Ensuite, la question de la réponse gouvernementale polarise aussi les Français. Le mouvement des gilets jaunes réclamant notamment la démission d’Emmanuel Macron, il ne peut que difficilement obtenir gain de cause, même si la cote d’impopularité du président atteignait 75% avant Noël. Si l’exécutif recule symboliquement sur la hausse de la taxe carbone et consent à un ensemble de mesures dites « d’urgence économique et sociale » allant dans le sens des revendications, la plupart des demandes restent insatisfaites, notamment l’instauration du R.I.C. et le retour de l’impôt sur la fortune, que Macron a fait disparaître.

La suite des évènements

Alors que le mouvement se poursuit, les positions se durcissent chaque jour davantage.
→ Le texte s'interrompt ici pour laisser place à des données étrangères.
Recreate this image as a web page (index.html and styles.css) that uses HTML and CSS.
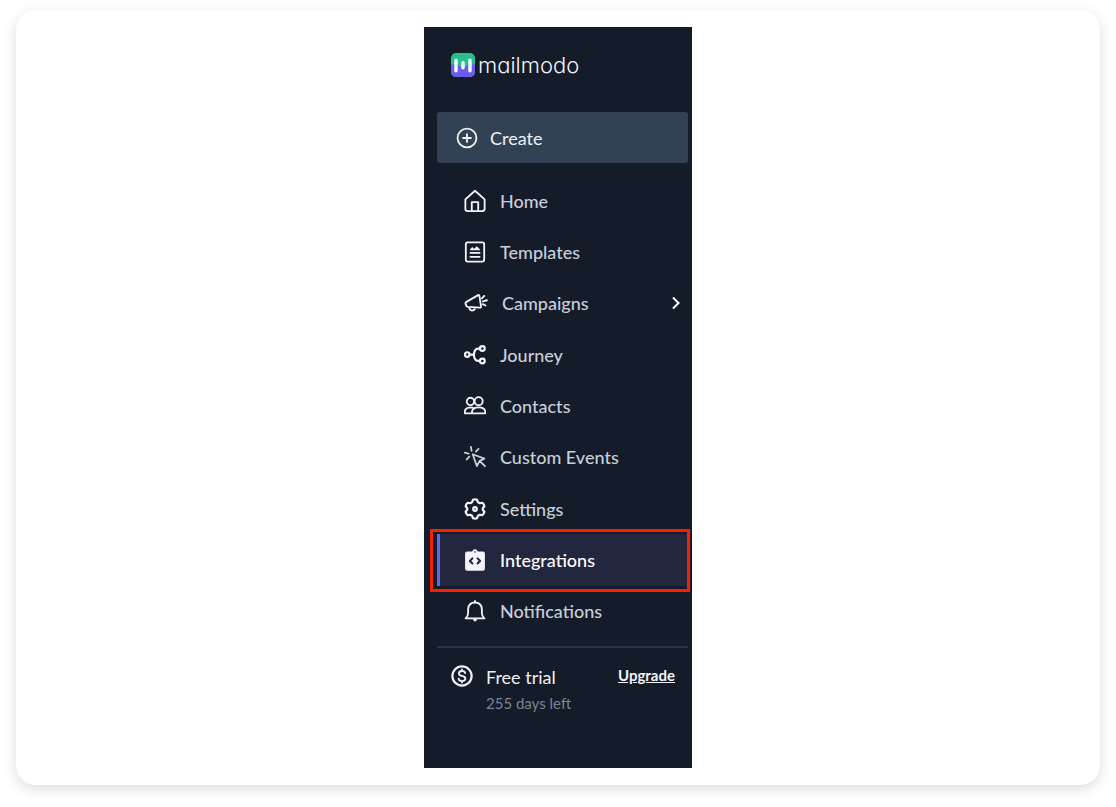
FILE: index.html
```html
<!DOCTYPE html>
<html lang="en">
<head>
<meta charset="utf-8">
<title>Mailmodo</title>
<link rel="stylesheet" href="styles.css">
</head>
<body>
<main class="card">
  <aside class="sidebar">
    <a class="brand" href="#">
      <svg class="brand-mark" viewBox="0 0 24 24" aria-hidden="true">
        <defs><clipPath id="mark"><rect width="24" height="24" rx="5"/></clipPath></defs>
        <g clip-path="url(#mark)">
          <rect width="24" height="24" fill="#27bf8b"/>
          <path d="M0 11.500H7L12 16L17 11.500H24V24H0Z" fill="#6a5cf0"/>
        </g>
        <path d="M5 7.200V17.800M12 9.800V14.800M19 7.200V17.800" stroke="#fff" stroke-width="3.400" stroke-linecap="round"/>
      </svg>
      <span class="brand-name">mailmodo</span>
    </a>
    <button class="create" type="button">
      <svg class="icon" viewBox="0 0 24 24" aria-hidden="true"><circle cx="12" cy="12" r="10.300"/><path d="M12 7.700V16.300M7.700 12H16.300"/></svg>
      Create
    </button>
    <nav class="nav">
      <a class="item" href="#">
        <svg class="icon" viewBox="0 0 24 24" aria-hidden="true"><path d="M1.500 10.200L12 .8L22.500 10.200V20.500Q22.500 23 20 23H4Q1.500 23 1.500 20.500Z"/><path d="M8.500 22.500V13.200H15.500V22.500"/></svg>
        Home
      </a>
      <a class="item" href="#">
        <svg class="icon" viewBox="0 0 24 24" aria-hidden="true"><rect x="2" y="1.500" width="20" height="21" rx="2"/><path d="M7 13H17M7 17.300H17"/><path d="M6.500 10.200V9.200L9 6.500L11 8.500L14 5.800L17.500 9.200V10.200Z" fill="currentColor" stroke="none"/></svg>
        Templates
      </a>
      <a class="item" href="#">
        <svg class="icon icon-wide" viewBox="0 0 26 24" aria-hidden="true"><path d="M2.500 10.800L15.300 3.400Q16.400 3 16.700 4.200L18.500 15.800Q18.600 17.200 17.200 17.100L4 16.300Q2.900 16.200 2.500 15L1.500 12.800Q1.300 11.500 2.500 10.800ZM5.600 16.600Q5.800 20 8.800 20.300Q11.900 20.200 12 17"/><path d="M19.500 7L22 4.300M20.500 10.200L25 9M20.500 13.300L23.300 14.700"/></svg>
        Campaigns
        <svg class="chevron" viewBox="0 0 10 14" aria-hidden="true"><path d="M2 1.500L7.500 7L2 12.500"/></svg>
      </a>
      <a class="item" href="#">
        <svg class="icon icon-bold" viewBox="0 0 24 24" aria-hidden="true"><circle cx="3.500" cy="11.500" r="2.500"/><circle cx="20" cy="5" r="2.600"/><circle cx="20" cy="18.500" r="2.600"/><path d="M6 11.500H10M17.400 5H15.500Q12.500 5 11.300 8.500Q10.300 11.500 11.300 15Q12.500 18.500 15.500 18.500H17.400"/></svg>
        Journey
      </a>
      <a class="item" href="#">
        <svg class="icon" viewBox="0 0 24 24" aria-hidden="true"><circle cx="7" cy="7" r="4"/><circle cx="16" cy="6.800" r="4.400"/><path d="M8.700 20V18.300Q9.200 13.500 16 13.500Q22.800 13.500 23.200 18.300V20ZM8.500 20H.9V18Q1.200 13.800 7 13.500L9.500 13.800"/></svg>
        Contacts
      </a>
      <a class="item item-soft" href="#">
        <svg class="icon" viewBox="0 0 24 24" aria-hidden="true"><path d="M9.500 9L22.300 13.700L17 16.200L14 21.800ZM17 16.200L22.800 22"/><path d="M7.500 1L8.300 5.300M.9 7.200L5 8.200M15.800 3.200L13 6.200M5.800 11.700L3 14.700"/></svg>
        Custom Events
      </a>
      <a class="item" href="#">
        <svg class="icon icon-bold" viewBox="0 0 24 24" aria-hidden="true"><path d="M9.800 2Q12 1.200 14.200 2L15.200 4.600L17.300 5.700L20 5.200Q21.800 6.700 22.200 9L20.500 11.200V12.800L22.200 15Q21.800 17.300 20 18.800L17.300 18.300L15.200 19.400L14.200 22Q12 22.800 9.800 22L8.800 19.400L6.700 18.300L4 18.800Q2.200 17.300 1.800 15L3.500 12.800V11.200L1.800 9Q2.200 6.700 4 5.200L6.700 5.700L8.800 4.600Z"/><circle cx="12" cy="12" r="2"/></svg>
        Settings
      </a>
      <a class="item item-active" href="#" aria-current="page">
        <svg class="icon" viewBox="0 0 24 24" aria-hidden="true"><path d="M3.500 2.700H9Q9.600 .2 12 .2Q14.400 .2 15 2.700H20.500Q22.800 2.700 22.800 5V21.500Q22.800 23.800 20.500 23.800H3.500Q1.200 23.800 1.200 21.500V5Q1.200 2.700 3.500 2.700Z" fill="#f5f3ff" stroke="none"/><circle cx="12" cy="3.300" r=".9" fill="#22263f" stroke="none"/><path d="M9.200 10.200L6.400 13L9.200 15.800M14.800 10.200L17.600 13L14.800 15.800" stroke="#22263f" stroke-width="2.200"/></svg>
        Integrations
      </a>
      <a class="item" href="#">
        <svg class="icon" viewBox="0 0 24 24" aria-hidden="true"><path d="M1.700 20H22.300Q19.500 17.500 19.500 14.500V10Q19 2.700 12 2.700Q5 2.700 4.500 10V14.500Q4.500 17.500 1.700 20ZM12 1V2.500"/><path d="M9.800 20.500H14.200Q13.800 23.500 12 23.500Q10.200 23.500 9.800 20.500Z" fill="currentColor" stroke="none"/></svg>
        Notifications
      </a>
    </nav>
    <section class="plan">
      <svg class="icon icon-bold" viewBox="0 0 24 24" aria-hidden="true"><circle cx="12" cy="12" r="10.500"/><path d="M15.500 8.800Q15.200 6.500 12 6.500Q8.600 6.500 8.600 9.200Q8.600 11.300 12 11.900Q15.700 12.600 15.700 14.800Q15.700 17.500 12 17.500Q8.700 17.500 8.300 15M12 4.800V6.500M12 17.500V19.200" stroke-width="2"/></svg>
      <div class="plan-text">
        <span class="plan-name">Free trial</span>
        <span class="plan-left">255 days left</span>
      </div>
      <a class="upgrade" href="#">Upgrade</a>
    </section>
  </aside>
</main>
</body>
</html>
```
FILE: styles.css
```css
* {
  box-sizing: border-box;
}

body {
  margin: 0;
  min-height: 100vh;
  padding: 10px 16px 22px;
  display: flex;
  background: #fff;
  font-family: Lato, "Liberation Sans", sans-serif;
  font-size: 18px;
  line-height: 24px;
}

a {
  color: inherit;
  text-decoration: none;
}

.card {
  flex: 1;
  display: flex;
  justify-content: center;
  padding: 17px;
  border-radius: 20px;
  background: #fff;
  box-shadow: 0 4px 14px rgba(0, 0, 0, 0.14);
}

.sidebar {
  display: flex;
  flex-direction: column;
  width: 268px;
  padding: 24px 4px 53px 13px;
  background: #151c29;
  color: #c9cedb;
}

.brand {
  display: flex;
  align-items: center;
  gap: 3px;
  height: 28px;
  margin-bottom: 33px;
  padding-left: 14px;
}

.brand-mark {
  width: 24px;
  height: 24px;
}

.brand-name {
  color: #f1f3f7;
  font-family: Inter, sans-serif;
  font-size: 22px;
  font-weight: 300;
  font-feature-settings: "cv11";
}

.icon {
  flex: none;
  width: 22px;
  height: 22px;
  fill: none;
  stroke: currentColor;
  stroke-width: 2;
  stroke-linecap: round;
  stroke-linejoin: round;
}

.icon-wide {
  width: 24px;
}

.icon-bold {
  stroke-width: 2.4;
}

.create {
  display: flex;
  align-items: center;
  gap: 12px;
  height: 51px;
  padding: 0 19px;
  border: 0;
  border-radius: 3px;
  background: #334155;
  color: #eef1f6;
  font: inherit;
}

.nav {
  flex: 1;
  display: grid;
  grid-auto-rows: 1fr;
  margin: 12px 0 9px;
}

.item {
  position: relative;
  display: flex;
  align-items: center;
  gap: 14px;
  padding: 0 7px 0 27px;
  font-weight: 500;
}

.item .icon {
  color: #f1f3f8;
}

.item-soft .icon {
  color: #c9cedb;
}

.chevron {
  width: 10px;
  height: 14px;
  margin-left: auto;
  fill: none;
  stroke: #fff;
  stroke-width: 2;
}

.item-active {
  background: #22263f;
  box-shadow: inset 3px 0 #6366f1;
  color: #fff;
}

.item-active::after {
  content: "";
  position: absolute;
  inset: -5px -2px -6px -7px;
  border: 3px solid #f81f05;
}

.plan {
  display: flex;
  align-items: flex-start;
  gap: 13px;
  padding: 17px 13px 0 14px;
  border-top: 2px solid #29353f;
}

.plan-text {
  display: flex;
  flex: 1;
  flex-direction: column;
  gap: 2px;
}

.plan-name {
  color: #eef1f6;
}

.plan-left {
  color: #7b8494;
  font-size: 15px;
}

.plan .icon {
  color: #eef1f6;
}

.upgrade {
  color: #f1f3f7;
  font-size: 15px;
  font-weight: 700;
  line-height: 20px;
  text-decoration: underline;
}
```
Les grandes chaînes de télévision (proches d’Emmanuel Macron depuis sa campagne présidentielle) ont tendance à marginaliser un mouvement qui reste populaire auprès des Français, tandis que la rhétorique des gilets jaunes prend chez certains des accents populistes et dégagistes. Pour des sociologues tels que Monique Pinçon-Charlot, ou encore des politiciens comme Jean-Luc Mélenchon, il s’agit là d’un conflit de classe : on assisterait à la contestation légitime d’une classe populaire que desservirait gravement la politique fiscale d’un ordre néo-libéral au service des plus riches.